For an atom in an environment, there is no such argument. E.g. the density of a
hydrogen atom will be deformed by the nearby presence of another hydrogen atom
-- they form a bond.


So, if atoms in VanDerWaals situations are nonspherical, this does not mean the
"atom itself" is non-spherical.


Nonspherical atoms as the result of a quantum-chemical calculations are a
different topic, they mostly aris through symmetry breaking, that mostly is a
defect of the chosen method. If, e.g. a fluorine atom is treated at the
single-configuration level and if pz is chosen to be singly occupied, then

the radial wave function of pz will be different from px and py --- no
spherical density can be obtained even for an ensemble. This will change if one
goes to a state-averaged calculation.


-Christoph van Wuellen

Christoph.van.Wuellen@ruhr-uni-bochum.de


(Alan: I wrote some additional questions to Christoph, and his replies shed
some more light on this question)


5. From Christoph van Wuellen:

for the electronic system, the electron-nuclear attraction is the "external
potential" (i.e. external to the electrons), and that is spherical. The
electron-electron interaction is "internal".

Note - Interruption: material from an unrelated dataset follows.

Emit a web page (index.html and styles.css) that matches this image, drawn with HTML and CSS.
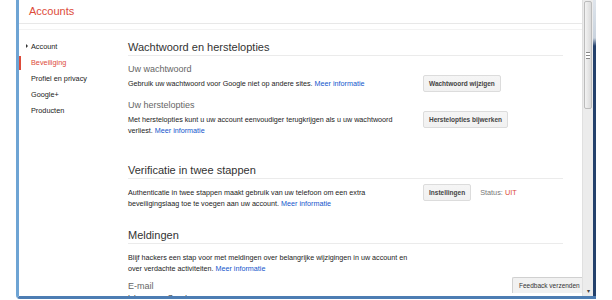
FILE: index.html
```html
<!DOCTYPE html>
<html lang="nl">
<head>
  <meta charset="UTF-8">
  <title>Accounts</title>
  <link rel="stylesheet" href="styles.css">
</head>
<body>
<div class="window">
  <div class="page">
    <div class="header">Accounts</div>
    <div class="content">
      <div class="sidebar">
        <div class="nav-item nav-parent"><span class="arrow"></span>Account</div>
        <div class="nav-item active">Beveiliging</div>
        <div class="nav-item">Profiel en privacy</div>
        <div class="nav-item">Google+</div>
        <div class="nav-item">Producten</div>
      </div>
      <div class="main">
        <div class="section section-wide">
          <h2>Wachtwoord en herstelopties</h2>
          <h3>Uw wachtwoord</h3>
          <div class="row">
            <p>Gebruik uw wachtwoord voor Google niet op andere sites. <a href="#">Meer informatie</a></p>
            <div class="actions"><button>Wachtwoord wijzigen</button></div>
          </div>
          <h3 class="sub">Uw herstelopties</h3>
          <div class="row">
            <p>Met herstelopties kunt u uw account eenvoudiger terugkrijgen als u uw wachtwoord<br>verliest. <a href="#">Meer informatie</a></p>
            <div class="actions"><button>Herstelopties bijwerken</button></div>
          </div>
        </div>
        <div class="section">
          <h2>Verificatie in twee stappen</h2>
          <div class="row">
            <p>Authenticatie in twee stappen maakt gebruik van uw telefoon om een extra<br>beveiligingslaag toe te voegen aan uw account. <a href="#">Meer informatie</a></p>
            <div class="actions">
              <button>Instellingen</button>
              <span class="status">Status: <span class="off">UIT</span></span>
            </div>
          </div>
        </div>
        <div class="section section-mid">
          <h2>Meldingen</h2>
          <div class="row">
            <p>Blijf hackers een stap voor met meldingen over belangrijke wijzigingen in uw account en<br>over verdachte activiteiten. <a href="#">Meer informatie</a></p>
          </div>
          <h3 class="last">E-mail</h3>
          <p>Inloggen op Google</p>
        </div>
      </div>
    </div>
    <div class="feedback">Feedback verzenden</div>
  </div>
  <div class="scrollbar">
    <div class="thumb"><span></span></div>
    <div class="down">&#9662;</div>
  </div>
  <div class="frame-edge"></div>
</div>
</body>
</html>
```

FILE: styles.css
```css
body {
  margin: 0;
  background: #fff;
  font-family: "Liberation Sans", Arial, sans-serif;
  color: #222;
  overflow: hidden;
}
.window {
  display: flex;
  margin-left: 16px;
  width: 577px;
  height: 296px;
  border-left: 3px solid #6ea4d4;
  border-bottom: 3px solid #4d7db3;
  border-bottom-left-radius: 4px;
}
.page {
  position: relative;
  flex: 1;
  overflow: hidden;
  background: #fff;
}
.header {
  font-size: 11px;
  line-height: 13px;
  color: #dd4b39;
  padding: 5px 0 5px 10px;
  border-bottom: 1px solid #e8e8e8;
}
.content {
  display: flex;
  margin-top: 5px;
  border-top: 1px solid #f3f3f3;
}
.sidebar {
  width: 109px;
  padding-top: 10px;
}
.nav-item {
  font-size: 7.3px;
  line-height: 14px;
  margin-bottom: 2px;
  padding-left: 10px;
  border-left: 2px solid transparent;
}
.nav-item.active {
  color: #dd4b39;
  border-left-color: #dd4b39;
}
.arrow {
  display: inline-block;
  width: 0;
  height: 0;
  border-top: 2px solid transparent;
  border-bottom: 2px solid transparent;
  border-left: 2px solid #333;
  margin-left: -5px;
  margin-right: 3px;
  vertical-align: 1px;
}
.main {
  width: 435px;
  padding-top: 10px;
}
.section {
  padding-bottom: 19px;
}
.section-wide {
  padding-bottom: 27px;
}
.section-mid h2 + .row {
  margin-top: 4px;
}
h2 {
  margin: 0;
  font-size: 11px;
  font-weight: normal;
  line-height: 14px;
  color: #333;
  padding-bottom: 1px;
  border-bottom: 1px solid #ebebeb;
}
h3 {
  margin: 7px 0 0;
  font-size: 9px;
  font-weight: normal;
  line-height: 12px;
  color: #666;
}
h3.sub {
  margin-top: 7px;
}
h3.last {
  margin-top: 6px;
}
p {
  margin: 0;
  font-size: 7.2px;
  line-height: 11px;
  white-space: nowrap;
}
a {
  color: #15c;
  text-decoration: none;
}
.row {
  display: flex;
  align-items: flex-start;
}
.section > h2 + .row {
  margin-top: 5px;
}
.row p {
  width: 288px;
  padding-top: 3px;
}
.actions {
  display: flex;
  align-items: center;
  margin-left: 7px;
  gap: 9px;
}
button {
  height: 17px;
  padding: 0 5px;
  font-family: "Liberation Sans", Arial, sans-serif;
  font-size: 6.5px;
  font-weight: bold;
  color: #444;
  background: linear-gradient(#f5f5f5, #f1f1f1);
  border: 1px solid #dcdcdc;
  border-radius: 2px;
}
.status {
  font-size: 7.3px;
  color: #777;
}
.off {
  color: #dd4b39;
}
.feedback {
  position: absolute;
  right: 0;
  bottom: 3px;
  width: 63px;
  height: 15px;
  padding-left: 6px;
  font-size: 6.5px;
  line-height: 15px;
  color: #333;
  background: #f1f1f1;
  border: 1px solid #d0d0d0;
  border-right: none;
  border-bottom: none;
  border-top-left-radius: 2px;
}
.scrollbar {
  position: relative;
  width: 10px;
  background: #ececec;
  border-left: 1px solid #e0e0e0;
}
.thumb {
  height: 106px;
  margin: 1px 1px 0;
  background: linear-gradient(to right, #f3f3f3, #dadada);
  border: 1px solid #bcbcbc;
  border-radius: 2px;
  display: flex;
  align-items: center;
  justify-content: center;
}
.thumb span {
  width: 4px;
  height: 5px;
  border-top: 1px solid #888;
  border-bottom: 1px solid #888;
  background: linear-gradient(#fff 0, #fff 40%, #888 40%, #888 60%, #fff 60%);
}
.down {
  position: absolute;
  bottom: 2px;
  left: 0;
  right: 0;
  text-align: center;
  font-size: 6px;
  color: #444;
}
.frame-edge {
  width: 3px;
  background: linear-gradient(#dfe5ec 0, #c9d3de 38px, #24416c 46px, #24416c 100%);
}
```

So if you have a nonspherical density, you can just rotate the wave function a
little bit and you get a rotated density. The rotated wave function must be
degenerate with the original one. In the whole set of degenerate wave
functions, you can find linear combinations which are angular momentum
eigenfunctions and so forth...


In many-electron atoms, you will only find that the rotated wave functions form
an irreducible representation of the rotation group with dimension 2L+1. Such
"states" are then called S P D F .... states for L=0,1,2,3,....


If you do a calculation, you might encounter "symmetry breaking".  This means
that all the rotated images of your original wave function do not form an irrep
of the rotation group (i.e. states higher L are mixed in). This does not happen
for "true" atomic wave functions since configurations with different L are
non-degenerate except for one-electron systems.